= Set exercise =
Go through the entries below and print each one exactly, leaving out pictures.

= Data listing =
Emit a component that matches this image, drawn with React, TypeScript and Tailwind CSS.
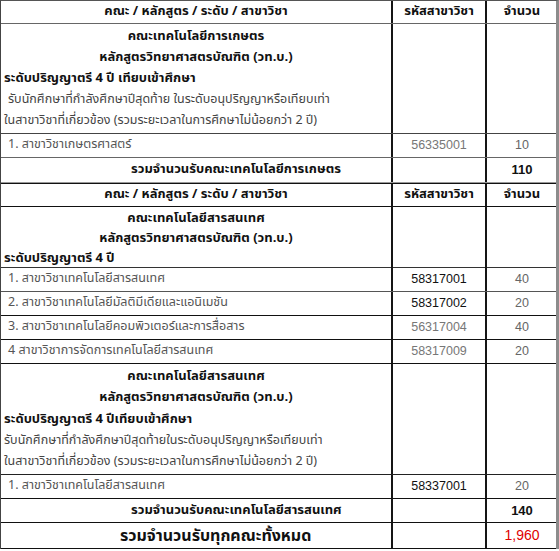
import React from "react";

const G = "grid grid-cols-[392px_94px_70px]";
const C1 = "border-r-2 border-r-[#151515]";
const C2 = "border-r-2 border-r-[#151515]";

function Header({ line = "border-b-[#111]" }: { line?: string }) {
  return (
    <div className={`${G} h-[23px] border-b ${line} font-bold text-[13px] text-[#111]`}>
      <div className={`${C1} flex items-center justify-center`}>คณะ / หลักสูตร / ระดับ / สาขาวิชา</div>
      <div className={`${C2} flex items-center justify-center`}>รหัสสาขาวิชา</div>
      <div className="flex items-center justify-center">จำนวน</div>
    </div>
  );
}

function Block({ lines, h, line = "border-b-[#333]" }: { lines: React.ReactNode[]; h: string; line?: string }) {
  return (
    <div className={`${G} ${h} border-b ${line}`}>
      <div className={`${C1} flex flex-col justify-around py-[1px]`}>{lines}</div>
      <div className={C2}></div>
      <div></div>
    </div>
  );
}

function Item({ name, code, n, dark, line = "border-b-[#111]" }: { name: string; code: string; n: string; dark?: boolean; line?: string }) {
  return (
    <div className={`${G} h-[24px] border-b ${line} text-[12.5px]`}>
      <div className={`${C1} flex items-center pl-[7px] text-[#555]`}>{name}</div>
      <div className={`${C2} flex items-center justify-center font-['Liberation_Sans',Arial,sans-serif] text-[12.5px] ${dark ? "text-[#111]" : "text-[#777]"}`}>{code}</div>
      <div className="flex items-center justify-center font-['Liberation_Sans',Arial,sans-serif] text-[12.5px] text-[#666]">{n}</div>
    </div>
  );
}

function Total({ label, n, h = "h-[25px]", big, line = "border-b-[#111]" }: { label: string; n: string; h?: string; big?: boolean; line?: string }) {
  return (
    <div className={`${G} ${h} border-b ${line}`}>
      <div className={`${C1} flex items-center ${big ? "pl-[119px] text-[16px]" : "pl-[130px] text-[13px]"} font-bold text-[#111]`}>{label}</div>
      <div className={C2}></div>
      <div className={`flex items-center justify-center font-['Liberation_Sans',Arial,sans-serif] ${big ? "text-[14px] text-[#e00000]" : "font-bold text-[13px] text-[#111]"}`}>{n}</div>
    </div>
  );
}

const centerB = "text-center font-bold text-[13px] text-[#111] leading-[20px]";
const leftB = "pl-[3px] font-bold text-[13px] text-[#111] leading-[20px]";
const body = "text-[12.5px] text-[#444] leading-[20px] whitespace-nowrap";

export default function App() {
  return (
    <div className="w-[559px] h-[551px] bg-white font-['Tahoma','Noto_Sans_Thai','Loma','Garuda',sans-serif]">
      <div className="w-[559px] border-l border-l-[#444] border-r-[3px] border-r-[#8c8c8c] border-t border-t-[#555]">
        <Header line="border-b-[#666]" />
        <Block
          h="h-[110px]"
          line="border-b-[#444]"
          lines={[
            <div key="a" className={centerB}>คณะเทคโนโลยีการเกษตร</div>,
            <div key="b" className={centerB}>หลักสูตรวิทยาศาสตรบัณฑิต (วท.บ.)</div>,
            <div key="c" className={leftB}>ระดับปริญญาตรี 4 ปี เทียบเข้าศึกษา</div>,
            <div key="d" className={`${body} pl-[7px]`}>รับนักศึกษาที่กำลังศึกษาปีสุดท้าย ในระดับอนุปริญญาหรือเทียบเท่า</div>,
            <div key="e" className={`${body} pl-[3px]`}>ในสาขาวิชาที่เกี่ยวข้อง (รวมระยะเวลาในการศึกษาไม่น้อยกว่า 2 ปี)</div>,
          ]}
        />
        <Item name="1. สาขาวิชาเกษตรศาสตร์" code="56335001" n="10" line="border-b-[#666]" />
        <Total label="รวมจำนวนรับคณะเทคโนโลยีการเกษตร" n="110" line="border-b-[#999]" />
        <div className="border-t border-t-[#111]">
          <Header line="border-b-[#111]" />
        </div>
        <Block
          h="h-[61px]"
          lines={[
            <div key="a" className={centerB}>คณะเทคโนโลยีสารสนเทศ</div>,
            <div key="b" className={centerB}>หลักสูตรวิทยาศาสตรบัณฑิต (วท.บ.)</div>,
            <div key="c" className={leftB}>ระดับปริญญาตรี 4 ปี</div>,
          ]}
        />
        <Item name="1. สาขาวิชาเทคโนโลยีสารสนเทศ" code="58317001" n="40" dark line="border-b-[#555]" />
        <Item name="2. สาขาวิชาเทคโนโลยีมัลติมีเดียและแอนิเมชัน" code="58317002" n="20" dark />
        <Item name="3. สาขาวิชาเทคโนโลยีคอมพิวเตอร์และการสื่อสาร" code="56317004" n="40" />
        <Item name="4 สาขาวิชาการจัดการเทคโนโลยีสารสนเทศ" code="58317009" n="20" />
        <Block
          h="h-[111px]"
          line="border-b-[#222]"
          lines={[
            <div key="a" className={centerB}>คณะเทคโนโลยีสารสนเทศ</div>,
            <div key="b" className={centerB}>หลักสูตรวิทยาศาสตรบัณฑิต (วท.บ.)</div>,
            <div key="c" className={leftB}>ระดับปริญญาตรี 4 ปีเทียบเข้าศึกษา</div>,
            <div key="d" className={`${body} pl-[3px]`}>รับนักศึกษาที่กำลังศึกษาปีสุดท้ายในระดับอนุปริญญาหรือเทียบเท่า</div>,
            <div key="e" className={`${body} pl-[3px]`}>ในสาขาวิชาที่เกี่ยวข้อง (รวมระยะเวลาในการศึกษาไม่น้อยกว่า 2 ปี)</div>,
          ]}
        />
        <Item name="1. สาขาวิชาเทคโนโลยีสารสนเทศ" code="58337001" n="20" dark />
        <Total label="รวมจำนวนรับคณะเทคโนโลยีสารสนเทศ" n="140" h="h-[24px]" />
        <Total label="รวมจำนวนรับทุกคณะทั้งหมด" n="1,960" h="h-[26px]" big />
      </div>
    </div>
  );
}
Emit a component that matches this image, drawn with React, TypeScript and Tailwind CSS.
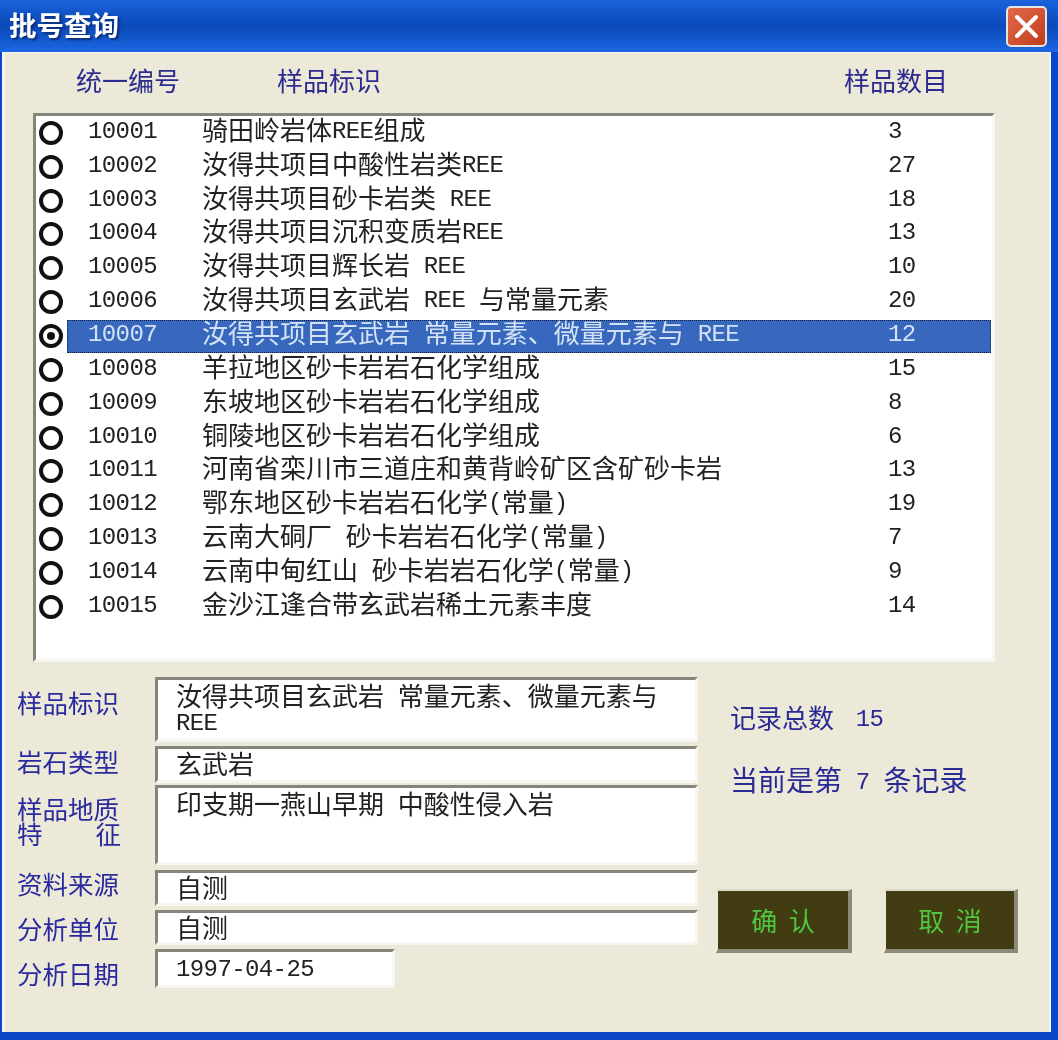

= Response below =
Emit a component that matches this image, drawn with React, TypeScript and Tailwind CSS.
import React from "react";

const G = "grid grid-cols-[392px_94px_70px]";
const C1 = "border-r-2 border-r-[#151515]";
const C2 = "border-r-2 border-r-[#151515]";

function Header({ line = "border-b-[#111]" }: { line?: string }) {
  return (
    <div className={`${G} h-[23px] border-b ${line} font-bold text-[13px] text-[#111]`}>
      <div className={`${C1} flex items-center justify-center`}>คณะ / หลักสูตร / ระดับ / สาขาวิชา</div>
      <div className={`${C2} flex items-center justify-center`}>รหัสสาขาวิชา</div>
      <div className="flex items-center justify-center">จำนวน</div>
    </div>
  );
}

function Block({ lines, h, line = "border-b-[#333]" }: { lines: React.ReactNode[]; h: string; line?: string }) {
  return (
    <div className={`${G} ${h} border-b ${line}`}>
      <div className={`${C1} flex flex-col justify-around py-[1px]`}>{lines}</div>
      <div className={C2}></div>
      <div></div>
    </div>
  );
}

function Item({ name, code, n, dark, line = "border-b-[#111]" }: { name: string; code: string; n: string; dark?: boolean; line?: string }) {
  return (
    <div className={`${G} h-[24px] border-b ${line} text-[12.5px]`}>
      <div className={`${C1} flex items-center pl-[7px] text-[#555]`}>{name}</div>
      <div className={`${C2} flex items-center justify-center font-['Liberation_Sans',Arial,sans-serif] text-[12.5px] ${dark ? "text-[#111]" : "text-[#777]"}`}>{code}</div>
      <div className="flex items-center justify-center font-['Liberation_Sans',Arial,sans-serif] text-[12.5px] text-[#666]">{n}</div>
    </div>
  );
}

function Total({ label, n, h = "h-[25px]", big, line = "border-b-[#111]" }: { label: string; n: string; h?: string; big?: boolean; line?: string }) {
  return (
    <div className={`${G} ${h} border-b ${line}`}>
      <div className={`${C1} flex items-center ${big ? "pl-[119px] text-[16px]" : "pl-[130px] text-[13px]"} font-bold text-[#111]`}>{label}</div>
      <div className={C2}></div>
      <div className={`flex items-center justify-center font-['Liberation_Sans',Arial,sans-serif] ${big ? "text-[14px] text-[#e00000]" : "font-bold text-[13px] text-[#111]"}`}>{n}</div>
    </div>
  );
}

const centerB = "text-center font-bold text-[13px] text-[#111] leading-[20px]";
const leftB = "pl-[3px] font-bold text-[13px] text-[#111] leading-[20px]";
const body = "text-[12.5px] text-[#444] leading-[20px] whitespace-nowrap";

export default function App() {
  return (
    <div className="w-[559px] h-[551px] bg-white font-['Tahoma','Noto_Sans_Thai','Loma','Garuda',sans-serif]">
      <div className="w-[559px] border-l border-l-[#444] border-r-[3px] border-r-[#8c8c8c] border-t border-t-[#555]">
        <Header line="border-b-[#666]" />
        <Block
          h="h-[110px]"
          line="border-b-[#444]"
          lines={[
            <div key="a" className={centerB}>คณะเทคโนโลยีการเกษตร</div>,
            <div key="b" className={centerB}>หลักสูตรวิทยาศาสตรบัณฑิต (วท.บ.)</div>,
            <div key="c" className={leftB}>ระดับปริญญาตรี 4 ปี เทียบเข้าศึกษา</div>,
            <div key="d" className={`${body} pl-[7px]`}>รับนักศึกษาที่กำลังศึกษาปีสุดท้าย ในระดับอนุปริญญาหรือเทียบเท่า</div>,
            <div key="e" className={`${body} pl-[3px]`}>ในสาขาวิชาที่เกี่ยวข้อง (รวมระยะเวลาในการศึกษาไม่น้อยกว่า 2 ปี)</div>,
          ]}
        />
        <Item name="1. สาขาวิชาเกษตรศาสตร์" code="56335001" n="10" line="border-b-[#666]" />
        <Total label="รวมจำนวนรับคณะเทคโนโลยีการเกษตร" n="110" line="border-b-[#999]" />
        <div className="border-t border-t-[#111]">
          <Header line="border-b-[#111]" />
        </div>
        <Block
          h="h-[61px]"
          lines={[
            <div key="a" className={centerB}>คณะเทคโนโลยีสารสนเทศ</div>,
            <div key="b" className={centerB}>หลักสูตรวิทยาศาสตรบัณฑิต (วท.บ.)</div>,
            <div key="c" className={leftB}>ระดับปริญญาตรี 4 ปี</div>,
          ]}
        />
        <Item name="1. สาขาวิชาเทคโนโลยีสารสนเทศ" code="58317001" n="40" dark line="border-b-[#555]" />
        <Item name="2. สาขาวิชาเทคโนโลยีมัลติมีเดียและแอนิเมชัน" code="58317002" n="20" dark />
        <Item name="3. สาขาวิชาเทคโนโลยีคอมพิวเตอร์และการสื่อสาร" code="56317004" n="40" />
        <Item name="4 สาขาวิชาการจัดการเทคโนโลยีสารสนเทศ" code="58317009" n="20" />
        <Block
          h="h-[111px]"
          line="border-b-[#222]"
          lines={[
            <div key="a" className={centerB}>คณะเทคโนโลยีสารสนเทศ</div>,
            <div key="b" className={centerB}>หลักสูตรวิทยาศาสตรบัณฑิต (วท.บ.)</div>,
            <div key="c" className={leftB}>ระดับปริญญาตรี 4 ปีเทียบเข้าศึกษา</div>,
            <div key="d" className={`${body} pl-[3px]`}>รับนักศึกษาที่กำลังศึกษาปีสุดท้ายในระดับอนุปริญญาหรือเทียบเท่า</div>,
            <div key="e" className={`${body} pl-[3px]`}>ในสาขาวิชาที่เกี่ยวข้อง (รวมระยะเวลาในการศึกษาไม่น้อยกว่า 2 ปี)</div>,
          ]}
        />
        <Item name="1. สาขาวิชาเทคโนโลยีสารสนเทศ" code="58337001" n="20" dark />
        <Total label="รวมจำนวนรับคณะเทคโนโลยีสารสนเทศ" n="140" h="h-[24px]" />
        <Total label="รวมจำนวนรับทุกคณะทั้งหมด" n="1,960" h="h-[26px]" big />
      </div>
    </div>
  );
}
Emit a component that matches this image, drawn with React, TypeScript and Tailwind CSS.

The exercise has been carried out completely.